Furthermore, regarding OpenSeaMap, we counted 312 mentions from 27 deliverables, among which 20 ones mention both OSM and OpenSeaMap, showing how connected are the two initiatives.
In this study, we systematically analysed all the available H2020 deliverables, searching for cartographic service references, with a specific focus on OpenStreetMap. Our efforts show that OSM is the most used cartographic service in European H2020 projects in terms of mentions in the deliverable’s texts, followed by GoogleMaps with one order of magnitude less mentions. It is worth noting that these projects involving OSM were backed by almost 4 billion euros of public money.
Based on these first interesting results, we plan to extend our scope of analysis following three axes. First, we think that it could be worth reviewing also the other types of project’s results such as the articles or the software source code bases. Second, we hope our approach paves the road to similar reviews of public funded initiatives, and based on this observation we plan to apply our scripts to other European funding programmes. Third, additional cartographic services could also be integrated into our pipelines such as ApplePlans or other OSM-related initiatives like OpenCycleMap in order to extend the covered scope.
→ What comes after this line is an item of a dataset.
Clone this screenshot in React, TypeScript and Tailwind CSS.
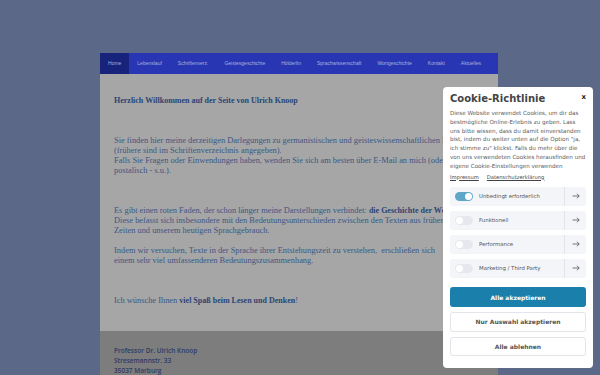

Finally, for reproducibility purposes, we also share on a public github repository [5] all the scripts necessary to download the deliverables and generate the statistics. Furthermore, https://dgraux.github.io/OSM-in-H2020 provides the reader with additional and detailed analyses together with visualisations, hoping these will help the community better understand the impact of OSM within the public European research landscape.